Start of Dataset section

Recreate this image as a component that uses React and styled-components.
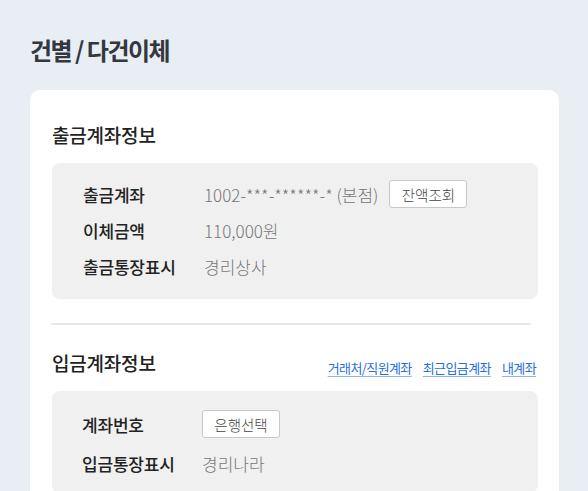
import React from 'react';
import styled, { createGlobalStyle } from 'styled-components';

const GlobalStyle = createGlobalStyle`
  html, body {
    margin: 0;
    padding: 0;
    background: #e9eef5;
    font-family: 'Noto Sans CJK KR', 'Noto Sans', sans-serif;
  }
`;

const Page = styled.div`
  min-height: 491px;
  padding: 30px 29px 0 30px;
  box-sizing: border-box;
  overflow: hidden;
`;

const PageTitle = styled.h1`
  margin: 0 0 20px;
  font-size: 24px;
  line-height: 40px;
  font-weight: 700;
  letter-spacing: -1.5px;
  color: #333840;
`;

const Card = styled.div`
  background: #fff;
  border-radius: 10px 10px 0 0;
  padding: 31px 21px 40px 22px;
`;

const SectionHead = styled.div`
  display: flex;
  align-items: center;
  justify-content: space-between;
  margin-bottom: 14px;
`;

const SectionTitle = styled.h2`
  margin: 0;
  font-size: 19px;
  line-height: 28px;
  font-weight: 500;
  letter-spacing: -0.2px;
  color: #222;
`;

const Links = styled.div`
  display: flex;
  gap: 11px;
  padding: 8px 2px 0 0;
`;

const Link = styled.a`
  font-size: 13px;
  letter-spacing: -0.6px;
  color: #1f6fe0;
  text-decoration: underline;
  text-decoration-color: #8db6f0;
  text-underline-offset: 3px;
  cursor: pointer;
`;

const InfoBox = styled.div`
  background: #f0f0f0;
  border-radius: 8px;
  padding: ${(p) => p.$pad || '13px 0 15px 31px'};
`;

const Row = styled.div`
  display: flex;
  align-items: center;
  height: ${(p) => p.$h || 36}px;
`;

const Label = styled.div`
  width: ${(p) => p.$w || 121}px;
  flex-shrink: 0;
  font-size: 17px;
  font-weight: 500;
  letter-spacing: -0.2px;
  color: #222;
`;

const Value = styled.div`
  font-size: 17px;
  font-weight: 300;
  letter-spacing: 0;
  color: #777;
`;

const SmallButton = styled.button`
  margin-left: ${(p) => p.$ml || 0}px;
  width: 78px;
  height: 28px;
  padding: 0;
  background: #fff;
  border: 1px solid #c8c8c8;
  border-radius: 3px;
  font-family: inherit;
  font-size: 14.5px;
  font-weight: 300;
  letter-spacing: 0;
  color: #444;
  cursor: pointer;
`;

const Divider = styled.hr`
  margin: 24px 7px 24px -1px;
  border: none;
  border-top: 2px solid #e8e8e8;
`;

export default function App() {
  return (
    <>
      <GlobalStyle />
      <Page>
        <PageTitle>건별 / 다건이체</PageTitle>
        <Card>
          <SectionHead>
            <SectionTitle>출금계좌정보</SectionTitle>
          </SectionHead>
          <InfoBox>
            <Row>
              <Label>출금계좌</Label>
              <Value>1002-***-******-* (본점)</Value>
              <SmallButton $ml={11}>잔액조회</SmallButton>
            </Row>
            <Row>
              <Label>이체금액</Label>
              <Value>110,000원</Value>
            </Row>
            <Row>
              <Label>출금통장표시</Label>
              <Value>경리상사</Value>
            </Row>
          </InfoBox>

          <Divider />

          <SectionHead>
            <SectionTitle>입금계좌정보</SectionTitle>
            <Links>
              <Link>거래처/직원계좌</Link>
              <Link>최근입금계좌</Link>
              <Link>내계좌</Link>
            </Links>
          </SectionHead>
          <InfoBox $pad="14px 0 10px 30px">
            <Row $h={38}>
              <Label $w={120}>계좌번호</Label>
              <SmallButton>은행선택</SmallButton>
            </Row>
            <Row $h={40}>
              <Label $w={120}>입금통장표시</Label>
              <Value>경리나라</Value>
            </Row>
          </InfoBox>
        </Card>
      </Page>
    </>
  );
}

End of Dataset section

## Written problem
Copy out the listing exactly as it stands, but not the pictures.

## Exercise output
Recreate this image as a component that uses React and styled-components.
import React from 'react';
import styled, { createGlobalStyle } from 'styled-components';

const GlobalStyle = createGlobalStyle`
  html, body {
    margin: 0;
    padding: 0;
    background: #e9eef5;
    font-family: 'Noto Sans CJK KR', 'Noto Sans', sans-serif;
  }
`;

const Page = styled.div`
  min-height: 491px;
  padding: 30px 29px 0 30px;
  box-sizing: border-box;
  overflow: hidden;
`;

const PageTitle = styled.h1`
  margin: 0 0 20px;
  font-size: 24px;
  line-height: 40px;
  font-weight: 700;
  letter-spacing: -1.5px;
  color: #333840;
`;

const Card = styled.div`
  background: #fff;
  border-radius: 10px 10px 0 0;
  padding: 31px 21px 40px 22px;
`;

const SectionHead = styled.div`
  display: flex;
  align-items: center;
  justify-content: space-between;
  margin-bottom: 14px;
`;

const SectionTitle = styled.h2`
  margin: 0;
  font-size: 19px;
  line-height: 28px;
  font-weight: 500;
  letter-spacing: -0.2px;
  color: #222;
`;

const Links = styled.div`
  display: flex;
  gap: 11px;
  padding: 8px 2px 0 0;
`;

const Link = styled.a`
  font-size: 13px;
  letter-spacing: -0.6px;
  color: #1f6fe0;
  text-decoration: underline;
  text-decoration-color: #8db6f0;
  text-underline-offset: 3px;
  cursor: pointer;
`;

const InfoBox = styled.div`
  background: #f0f0f0;
  border-radius: 8px;
  padding: ${(p) => p.$pad || '13px 0 15px 31px'};
`;

const Row = styled.div`
  display: flex;
  align-items: center;
  height: ${(p) => p.$h || 36}px;
`;

const Label = styled.div`
  width: ${(p) => p.$w || 121}px;
  flex-shrink: 0;
  font-size: 17px;
  font-weight: 500;
  letter-spacing: -0.2px;
  color: #222;
`;

const Value = styled.div`
  font-size: 17px;
  font-weight: 300;
  letter-spacing: 0;
  color: #777;
`;

const SmallButton = styled.button`
  margin-left: ${(p) => p.$ml || 0}px;
  width: 78px;
  height: 28px;
  padding: 0;
  background: #fff;
  border: 1px solid #c8c8c8;
  border-radius: 3px;
  font-family: inherit;
  font-size: 14.5px;
  font-weight: 300;
  letter-spacing: 0;
  color: #444;
  cursor: pointer;
`;

const Divider = styled.hr`
  margin: 24px 7px 24px -1px;
  border: none;
  border-top: 2px solid #e8e8e8;
`;

export default function App() {
  return (
    <>
      <GlobalStyle />
      <Page>
        <PageTitle>건별 / 다건이체</PageTitle>
        <Card>
          <SectionHead>
            <SectionTitle>출금계좌정보</SectionTitle>
          </SectionHead>
          <InfoBox>
            <Row>
              <Label>출금계좌</Label>
              <Value>1002-***-******-* (본점)</Value>
              <SmallButton $ml={11}>잔액조회</SmallButton>
            </Row>
            <Row>
              <Label>이체금액</Label>
              <Value>110,000원</Value>
            </Row>
            <Row>
              <Label>출금통장표시</Label>
              <Value>경리상사</Value>
            </Row>
          </InfoBox>

          <Divider />

          <SectionHead>
            <SectionTitle>입금계좌정보</SectionTitle>
            <Links>
              <Link>거래처/직원계좌</Link>
              <Link>최근입금계좌</Link>
              <Link>내계좌</Link>
            </Links>
          </SectionHead>
          <InfoBox $pad="14px 0 10px 30px">
            <Row $h={38}>
              <Label $w={120}>계좌번호</Label>
              <SmallButton>은행선택</SmallButton>
            </Row>
            <Row $h={40}>
              <Label $w={120}>입금통장표시</Label>
              <Value>경리나라</Value>
            </Row>
          </InfoBox>
        </Card>
      </Page>
    </>
  );
}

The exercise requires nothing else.